(originally published in my now-defunct blog, "Tonya Rice - Writer", 10/07/11)
The other day, my husband and I took a trek to the hill down the street from Bellevue Elementary (my school) - between the old WRVA building
(now ChildSavers) and Richmond Hill - at N. 22nd and E. Grace Streets. That spot's called John Tansey Overlook and I still can't find why, though I've checked, and I regress... For years, that spot has been my mental refuge. I've watched the landscape grow over the years from buildings in front of the large MCV building on the north and the more modern structures growing near the river to the south. However, the latest structure simply shocked me. It was so close to the hill I was floored. It was a feeling I didn't expect to hit me the way it did. I was frozen and simply couldn't move for several moments.
The church without the steeple was no longer visible! New Light Baptist Church. That image above is no longer there. I mean, it's just gone.

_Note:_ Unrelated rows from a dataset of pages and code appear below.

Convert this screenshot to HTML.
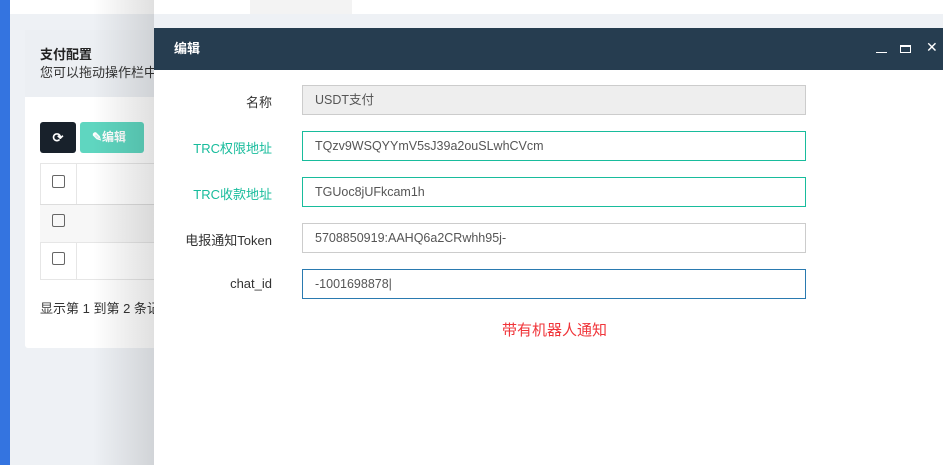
<!DOCTYPE html>
<html><head><meta charset="utf-8"><style>
*{box-sizing:border-box;margin:0;padding:0}
body{width:943px;height:465px;overflow:hidden;position:relative;background:#eef1f5;font-family:"Liberation Sans","Noto Sans CJK SC",sans-serif;font-size:13px;color:#333}
.abs{position:absolute;white-space:nowrap}
.shade{position:absolute;left:0;top:0;width:154px;height:465px;background:linear-gradient(to right,rgba(0,0,0,0) 60%,rgba(0,0,0,.12) 100%);z-index:5}
.lab{position:absolute;width:130px;left:142px;text-align:right;font-size:13px;color:#333;white-space:nowrap}
.inp{position:absolute;left:302px;width:504px;height:30px;border:1px solid #ccc;padding-left:12px;line-height:28px;font-size:12.5px;color:#555;background:#fff;white-space:nowrap}
</style></head><body>
<div class="abs" style="left:0;top:0;width:10px;height:465px;background:#3474e0"></div>
<div class="abs" style="left:10px;top:0;width:933px;height:14px;background:#fff"></div>
<div class="abs" style="left:250px;top:0;width:102px;height:14px;background:#f3f3f3"></div>
<div class="abs" style="left:25px;top:30px;width:140px;height:318px;background:#fff;border-radius:3px"></div>
<div class="abs" style="left:25px;top:30px;width:140px;height:67px;background:#eceff3"></div>
<div class="abs" style="left:40px;top:44px;font-weight:bold;font-size:13px;color:#222">支付配置</div>
<div class="abs" style="left:40px;top:62px;font-size:13px;color:#333">您可以拖动操作栏中</div>
<div class="abs" style="left:40px;top:122px;width:36px;height:31px;background:#18212b;border-radius:3px;color:#fff;text-align:center;line-height:31px;font-weight:bold">⟳</div>
<div class="abs" style="left:80px;top:122px;width:64px;height:31px;background:#5fd6c0;border-radius:3px;color:#fff;line-height:31px;padding-left:12px;font-weight:bold;font-size:12px">✎编辑</div>
<div class="abs" style="left:40px;top:163px;width:125px;height:117px;border:1px solid #e6e6e6"></div>
<div class="abs" style="left:76px;top:163px;width:1px;height:117px;background:#e6e6e6"></div>
<div class="abs" style="left:40px;top:204px;width:125px;height:38px;background:#f7f7f7;border-top:1px solid #ddd"></div>
<div class="abs" style="left:40px;top:242px;width:125px;height:1px;background:#e6e6e6"></div>
<div class="abs" style="left:52px;top:175px;width:13px;height:13px;border:1px solid #666;border-radius:2px"></div>
<div class="abs" style="left:52px;top:214px;width:13px;height:13px;border:1px solid #666;border-radius:2px"></div>
<div class="abs" style="left:52px;top:252px;width:13px;height:13px;border:1px solid #666;border-radius:2px"></div>
<div class="abs" style="left:40px;top:298px;font-size:13px">显示第 1 到第 2 条记</div>
<div class="shade"></div>
<div class="abs" style="left:154px;top:28px;width:789px;height:437px;background:#fff;z-index:6">
<div style="height:42px;background:#263d50;color:#fff;font-weight:bold;font-size:13px;line-height:42px;padding-left:20px">编辑</div>
<div class="abs" style="left:722px;top:24px;width:11px;height:1px;background:#fff"></div>
<div class="abs" style="left:746px;top:17px;width:11px;height:8px;border:1px solid #fff;border-top-width:2px"></div>
<div class="abs" style="left:772px;top:11px;color:#fff;font-size:14px">✕</div>
</div>
<div style="position:absolute;left:0;top:0;z-index:7">
<div class="lab" style="top:92px">名称</div>
<div class="inp" style="top:85px;background:#eee">USDT支付</div>
<div class="lab" style="top:138px;color:#18bc9c">TRC权限地址</div>
<div class="inp" style="top:131px;border-color:#18bc9c">TQzv9WSQYYmV5sJ39a2ouSLwhCVcm</div>
<div class="lab" style="top:184px;color:#18bc9c">TRC收款地址</div>
<div class="inp" style="top:177px;border-color:#18bc9c">TGUoc8jUFkcam1h</div>
<div class="lab" style="top:230px">电报通知Token</div>
<div class="inp" style="top:223px">5708850919:AAHQ6a2CRwhh95j-</div>
<div class="lab" style="top:276px">chat_id</div>
<div class="inp" style="top:269px;border-color:#2a7ab0">-1001698878|</div>
<div class="abs" style="left:502px;top:319px;color:#f0353a;font-size:15px">带有机器人通知</div>
</div>
</body></html>
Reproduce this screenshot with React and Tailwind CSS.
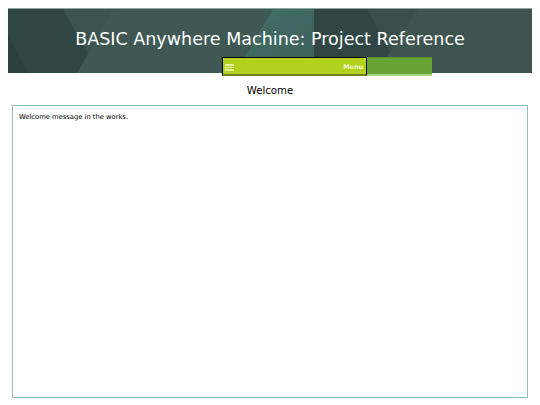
const font = "font-['DejaVu_Sans',sans-serif]";

export default function App() {
  return (
    <div className={`${font} w-[540px] h-[405px] bg-white overflow-hidden pt-2`}>
      <header className="relative mx-2 w-[524px] h-[65px] bg-[#3c534f] border-t border-[#8fa8a6] overflow-hidden flex items-center justify-center pb-[3px]">
        <svg className="absolute inset-0 w-full h-full" viewBox="0 0 524 65" preserveAspectRatio="none">
          <defs>
            <linearGradient id="teal" x1="0" y1="0" x2="1" y2="1">
              <stop offset="0" stopColor="#44706a" />
              <stop offset="1" stopColor="#3c5e59" />
            </linearGradient>
          </defs>
          <rect width="524" height="65" fill="#3c534f" />
          <polygon points="105,0 265,0 228,65 69,65" fill="#3f5853" />
          <polygon points="0,0 55,0 80,45 69,65 0,65" fill="#2f4644" />
          <polygon points="0,27 20,65 0,65" fill="#2b403e" />
          <polygon points="55,0 105,0 69,65 80,45" fill="#3b5450" />
          <polygon points="265,0 306,0 306,65 228,65" fill="url(#teal)" />
          <polygon points="306,0 360,0 382,44 371,65 306,65" fill="#2f4644" />
          <polygon points="360,0 410,0 382,44" fill="#384f4b" />
          <polygon points="410,0 524,0 524,65 371,65 382,44" fill="#3d544f" />
        </svg>
        <h1 className="relative text-[17.55px] text-white whitespace-nowrap">
          BASIC Anywhere Machine: Project Reference
        </h1>
      </header>

      <nav className="relative ml-[222px] -mt-4 flex h-[19px] w-[210px]">
        <div className="flex w-[145px] items-center justify-between border border-b-[2px] border-black border-b-[#6f7f24] bg-[#b2d11f] pl-[2px] pr-[3px] pt-[3px]">
          <span className="flex w-[9px] flex-col gap-[1px]">
            <span className="h-[1.5px] bg-[#e9f29a]" />
            <span className="h-[1.5px] bg-[#e9f29a]" />
            <span className="h-[1.5px] bg-[#e9f29a]" />
          </span>
          <span className="text-[6.4px] font-bold text-[#f2f7d0]">Menu</span>
        </div>
        <div className="flex-1 border-t border-b-[2px] border-t-[#5a8f33] border-b-[#a5d27e] bg-[#67a335]" />
      </nav>

      <h2 className="mt-[7px] text-center text-[10.2px] leading-[15px] text-black">Welcome</h2>

      <main className="mx-3 mt-[7px] h-[293px] w-[516px] border border-[#92bfb8] px-[6px] py-[6px]">
        <p className="text-[6.75px] leading-[10px] text-black">Welcome message in the works.</p>
      </main>
    </div>
  );
}
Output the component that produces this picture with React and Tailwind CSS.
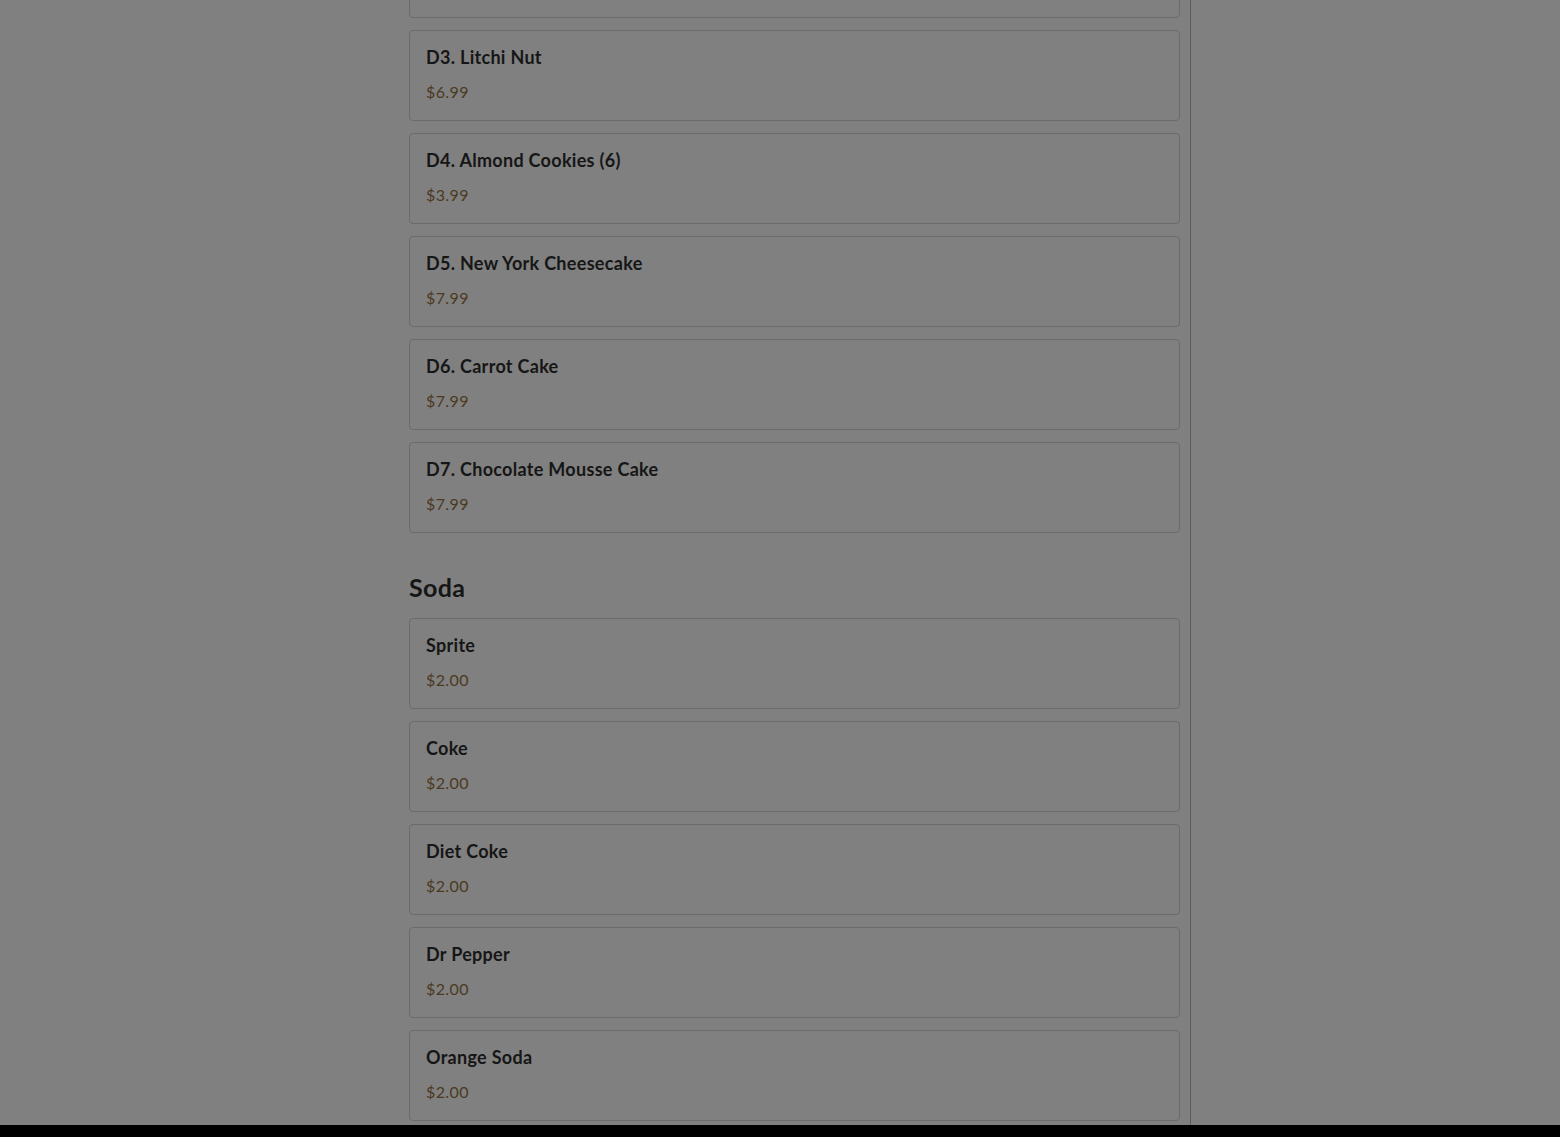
import React from "react";

const desserts = [
  { name: "D3. Litchi Nut", price: "$6.99" },
  { name: "D4. Almond Cookies (6)", price: "$3.99" },
  { name: "D5. New York Cheesecake", price: "$7.99" },
  { name: "D6. Carrot Cake", price: "$7.99" },
  { name: "D7. Chocolate Mousse Cake", price: "$7.99" },
];

const sodas = [
  { name: "Sprite", price: "$2.00" },
  { name: "Coke", price: "$2.00" },
  { name: "Diet Coke", price: "$2.00" },
  { name: "Dr Pepper", price: "$2.00" },
  { name: "Orange Soda", price: "$2.00" },
];

function Card({ item }) {
  return (
    <div className="h-[91px] rounded-[4px] border border-[#6b6b6b] bg-[#808080] pl-4 pr-4 pt-[15px]">
      <div className="text-[18px] leading-[22px] font-bold tracking-[0.3px] text-[#161616]">{item.name}</div>
      <div className="mt-[14px] text-[16px] leading-[20px] tracking-[0.4px] text-[#4b3920]">{item.price}</div>
    </div>
  );
}

export default function App() {
  return (
    <div
      className="h-[1137px] overflow-hidden bg-[#808080]"
      style={{ fontFamily: "Lato, 'Noto Sans', sans-serif" }}
    >
      <div className="ml-[397px] w-[794px] h-full border-r border-[#5c5c5c] pl-3 pr-[10px]">
        <div className="flex flex-col gap-3">
          <div className="-mt-[73px] h-[91px] rounded-[4px] border border-[#6b6b6b] bg-[#808080]" />
          {desserts.map((d) => (
            <Card key={d.name} item={d} />
          ))}
        </div>
        <h2 className="mt-[39px] mb-[16px] text-[25px] leading-[30px] font-bold tracking-[0.3px] text-[#161616]">Soda</h2>
        <div className="flex flex-col gap-3">
          {sodas.map((d) => (
            <Card key={d.name} item={d} />
          ))}
        </div>
      </div>
      <div className="fixed bottom-0 left-0 right-0 h-[12px] bg-black" />
    </div>
  );
}
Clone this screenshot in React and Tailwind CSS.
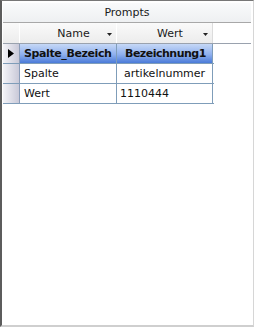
export default function App() {
  const font = { fontFamily: '"DejaVu Sans", Verdana, sans-serif' };
  const rowHead =
    "w-[17px] shrink-0 h-full border-r border-r-[#8a9cb8] bg-[linear-gradient(to_right,#f4f4f8,#c9c9d8)] flex items-center justify-center";
  const Arrow = () => (
    <svg width="5" height="3" viewBox="0 0 5 3" className="shrink-0">
      <path d="M0 0H5L2.5 3Z" fill="#222" />
    </svg>
  );
  return (
    <div className="w-[255px] h-[328px] bg-white" style={font}>
      <div className="w-[254px] h-[327px] border-l-2 border-l-[#5c5c5c] border-t border-t-[#777] border-r border-r-[#d6d6d6] border-b-2 border-b-[#cfcfcf] flex flex-col pt-[2px] pl-px pr-[2px]">
        <div className="h-[20px] shrink-0 bg-[linear-gradient(#f9fafb,#eef0f2)] border-b border-b-[#a8a8a8] flex items-center justify-center pt-[2px] text-[11px] text-[#1a1a1a]">
          Prompts
        </div>
        <div className="h-[21px] shrink-0 flex text-[11px] text-[#1a1a1a] border-b border-b-[#9aa2ae]">
          <div className="w-[17px] shrink-0 bg-[linear-gradient(#fafafa,#ececec)] border-r border-r-[#fff]" />
          <div className="w-[97px] shrink-0 bg-[linear-gradient(#fafafa,#ececec)] border-r border-r-white flex items-center pt-[2px] pl-[20px] pr-[4px]">
            <span className="flex-1 text-center">Name</span>
            <Arrow />
          </div>
          <div className="w-[96px] shrink-0 bg-[linear-gradient(#fafafa,#ececec)] border-r border-r-[#dcdcdc] flex items-center pt-[2px] pl-[20px] pr-[4px]">
            <span className="flex-1 text-center">Wert</span>
            <Arrow />
          </div>
          <div className="flex-1" />
        </div>
        <div className="flex flex-col w-[211px] text-[11px] text-[#111]">
          <div className="h-[20px] flex border-b border-b-[#7f9db9]">
            <div className={rowHead}>
              <svg width="6" height="9" viewBox="0 0 6 9">
                <path d="M0 0L6 4.5L0 9Z" fill="#000" />
              </svg>
            </div>
            <div className="w-[97px] shrink-0 border-r border-r-[#7f9db9] bg-[linear-gradient(#c6d8f6,#8fb0ee_55%,#4a7ad8)] flex items-center pt-[1px] pl-[4px] font-bold tracking-[-0.4px] overflow-hidden whitespace-nowrap">
              Spalte_Bezeich
            </div>
            <div className="w-[96px] shrink-0 border-r border-r-[#7f9db9] bg-[linear-gradient(#c6d8f6,#8fb0ee_55%,#4a7ad8)] flex items-center pt-[1px] pl-[8px] font-bold tracking-[-0.5px] overflow-hidden whitespace-nowrap">
              Bezeichnung1
            </div>
          </div>
          <div className="h-[20px] flex border-b border-b-[#7f9db9]">
            <div className={rowHead} />
            <div className="w-[97px] shrink-0 border-r border-r-[#7f9db9] flex items-center pt-[1px] pl-[4px] overflow-hidden whitespace-nowrap">
              Spalte
            </div>
            <div className="w-[96px] shrink-0 border-r border-r-[#7f9db9] flex items-center pt-[1px] pl-[7px] overflow-hidden whitespace-nowrap">
              artikelnummer
            </div>
          </div>
          <div className="h-[20px] flex border-b border-b-[#7f9db9]">
            <div className={rowHead} />
            <div className="w-[97px] shrink-0 border-r border-r-[#7f9db9] flex items-center pt-[1px] pl-[4px] overflow-hidden whitespace-nowrap">
              Wert
            </div>
            <div className="w-[96px] shrink-0 border-r border-r-[#7f9db9] flex items-center pt-[1px] pl-[3px] overflow-hidden whitespace-nowrap">
              1110444
            </div>
          </div>
        </div>
      </div>
    </div>
  );
}
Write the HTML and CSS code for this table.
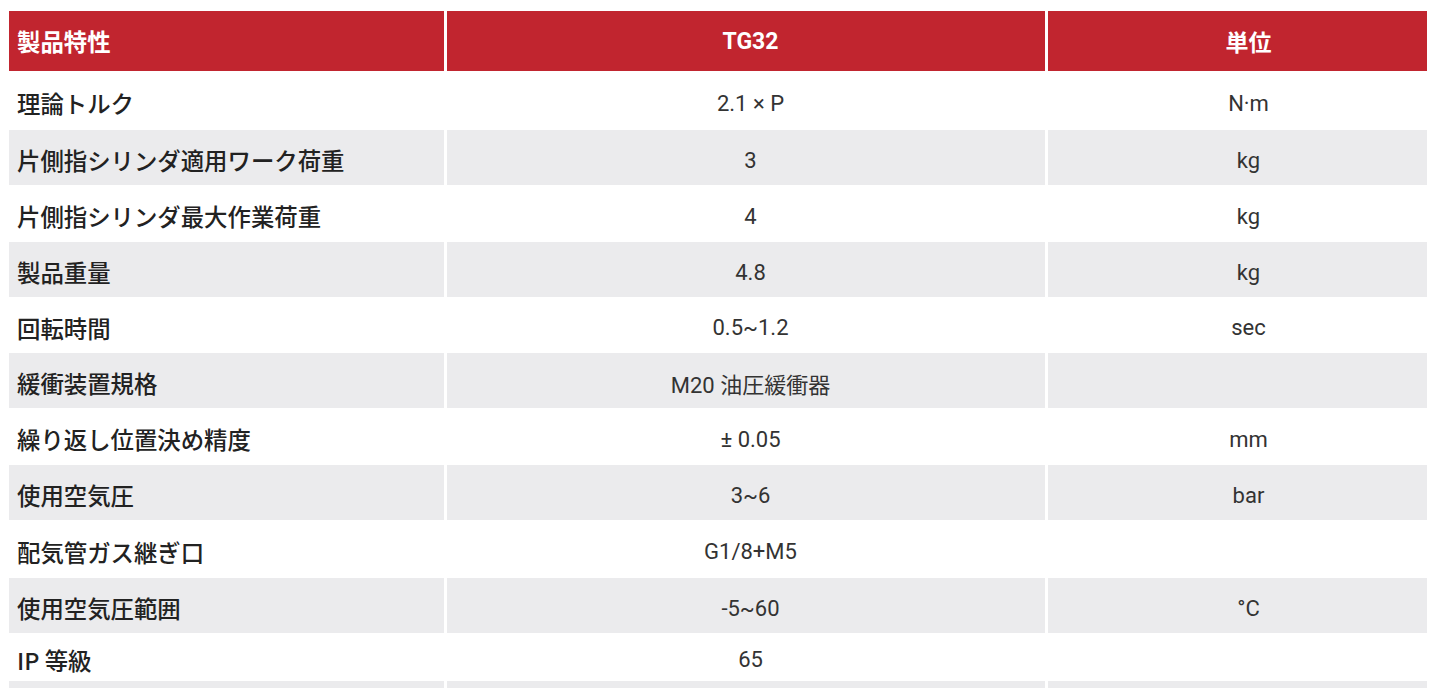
FILE: index.html
```html
<!DOCTYPE html>
<html lang="ja">
<head>
<meta charset="utf-8">
<title>製品特性</title>
<link rel="stylesheet" href="styles.css">
</head>
<body>
<div class="spec">
  <div class="row head">
    <div class="cell label">製品特性</div>
    <div class="cell val">TG32</div>
    <div class="cell unit">単位</div>
  </div>
  <div class="row r1">
    <div class="cell label">理論トルク</div>
    <div class="cell val">2.1 × P</div>
    <div class="cell unit">N·m</div>
  </div>
  <div class="row alt">
    <div class="cell label">片側指シリンダ適用ワーク荷重</div>
    <div class="cell val">3</div>
    <div class="cell unit">kg</div>
  </div>
  <div class="row tall">
    <div class="cell label">片側指シリンダ最大作業荷重</div>
    <div class="cell val">4</div>
    <div class="cell unit">kg</div>
  </div>
  <div class="row alt">
    <div class="cell label">製品重量</div>
    <div class="cell val">4.8</div>
    <div class="cell unit">kg</div>
  </div>
  <div class="row">
    <div class="cell label">回転時間</div>
    <div class="cell val">0.5~1.2</div>
    <div class="cell unit">sec</div>
  </div>
  <div class="row alt">
    <div class="cell label">緩衝装置規格</div>
    <div class="cell val">M20 油圧緩衝器</div>
    <div class="cell unit"></div>
  </div>
  <div class="row tall">
    <div class="cell label">繰り返し位置決め精度</div>
    <div class="cell val">± 0.05</div>
    <div class="cell unit">mm</div>
  </div>
  <div class="row alt">
    <div class="cell label">使用空気圧</div>
    <div class="cell val">3~6</div>
    <div class="cell unit">bar</div>
  </div>
  <div class="row taller">
    <div class="cell label">配気管ガス継ぎ口</div>
    <div class="cell val">G1/8+M5</div>
    <div class="cell unit"></div>
  </div>
  <div class="row alt">
    <div class="cell label">使用空気圧範囲</div>
    <div class="cell val">-5~60</div>
    <div class="cell unit">°C</div>
  </div>
  <div class="row short">
    <div class="cell label">IP 等級</div>
    <div class="cell val">65</div>
    <div class="cell unit"></div>
  </div>
  <div class="row alt strip">
    <div class="cell"></div>
    <div class="cell"></div>
    <div class="cell"></div>
  </div>
</div>
</body>
</html>
```

FILE: styles.css
```css
html, body {
  margin: 0;
  padding: 0;
  background: #ffffff;
}

body {
  padding: 11px 0 0 9px;
  font-family: Roboto, "Noto Sans CJK JP", sans-serif;
}

.spec {
  width: 1418px;
  display: flex;
  flex-direction: column;
}

.row {
  display: grid;
  grid-template-columns: 435px 598px 379px;
  column-gap: 3px;
  height: 56px;
}

.row.head { height: 60px; }
.row.r1 { height: 59px; }
.row.alt { height: 55px; }
.row.tall { height: 57px; }
.row.taller { height: 58px; }
.row.short { height: 48px; }
.row.strip { height: 7px; }

.cell {
  display: flex;
  align-items: center;
  padding-top: 5px;
  box-sizing: border-box;
  font-size: 22px;
  color: #333333;
  white-space: nowrap;
}

.alt .cell {
  background: #ebebed;
}

.label {
  padding-left: 8px;
  font-family: "Noto Sans CJK JP", sans-serif;
  font-weight: 500;
  font-size: 23.4px;
  color: #222222;
}

.val {
  justify-content: center;
  padding-left: 9px;
}

.unit {
  justify-content: center;
  padding-left: 22px;
}

.head .cell {
  background: #c1252f;
  color: #ffffff;
  font-weight: 700;
  font-size: 23px;
  padding-top: 0;
}

.head .label {
  font-weight: 700;
  font-size: 23.4px;
}

.strip .cell {
  padding: 0;
}
```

I still have difficulty trying to fathom the fact that a landmark view has been altered to such an extent. A view of over 160 years is now compromised. Simply covered up by this enormous piece of real estate.
Only about a year ago, I could see the church from the hill as usual, as I had for the past 30+ years. That day, as I got out of the car, I couldn't see it. It was blocked... by this new modern monstrocity. Construction workers were still walking along its roof, so I knew it wasn't my imagination.
My long-planned examiner.com article for New Light Baptist was finally formed. Thank God I had a photo taken last August 2010 of the church from the hill. I mean, you can no longer see traffic going along Broad Street there and only a fraction of the building can be seen.
Sure, change is inevitable. But, the obstruction of the view was the most bizarre thing to mentally feel my way through. It had more of an impact on me than I would have imagined. Of course I've seen buildings torn down around here and watched I-95 reassemble downtown, but in about a year's time to discover a drastic blockage of scenery was stunning. There is no comparison to other growth from along the hill. You can still see the original MCV building for goodness sake.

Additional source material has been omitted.